Groups of students in MDST competed in a number of prediction challenges and data hackathons this year, with a range of difficulty and subject matter:

Quicken Loans Lending Strategies Prediction Challenge
The goal of this competition was to create a model that would predict whether potential clients would end up getting a mortgage based on the loan product originally offered to them. This competition was organized by MDST, in collaboration with Quicken Loans.

Baltimore Ravens Free Agent Prediction Challenge
In this competition, student teams at Michigan used historical free agent data to predict the value of new contracts signed in the 2018 free agency period. These predictions were evaluated against the actual contracts as they were signed. This competition was organized by MDST, in collaboration with the Baltimore Ravens and the Michigan Sports Analytics Society (MSAS).

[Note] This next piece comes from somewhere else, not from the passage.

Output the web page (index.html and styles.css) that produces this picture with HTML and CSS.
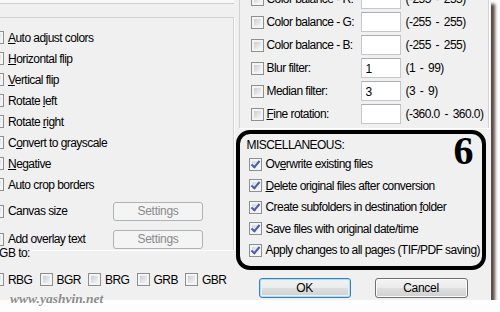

Parkinsons Digital Disease Biomarkers Challenge
In the Parkinson’s Biomarker Challenge, student teams identified signs of Parkinsons disease by extracting informative features from cell phone accelerometer data. MDST participated in one track of the competition, and scored in 4th place internationally.

NBA Hackathon
The NBA Hackathon is an annual data hackathon sponsored by the NBA, held in New York City in September. This year, MDST and the Michigan Sports Analytics Society (MSAS) sent a team to participate in the business analytics track of the NBA Hackathon. Their submission included a model which predicts the entertainment value of individual NBA games based on the participating players and teams, using several years of NBA data.

Yale DataHack
This three-day challenge was hosted by the Yale Institute for Network Science, and featured data challenges from many fields, including forestry, public education, business development, online research, and biomedical research. Student participants came from many schools, forming teams of up to four students to solve challenges submitted by sponsors.

In this hackathon, hosted by the Minne Analytics corporation in Minneapolis, MDST competed against student teams from around the country to build predictive models of patient outcomes using data from Type II diabetes patients. They were judged by a panel of experts on the actionability of their results.

Michigan Sports Analytics Hackathon
This was a one-day hackathon on the University of Michigan campus, sponsored by MSAS and the Exercise and Sports Science Initiative (ESSI). Several MDST students participated and built models that analyzed data from the UM Field Hockey team. MDST additionally organized introductory tutorials for the event.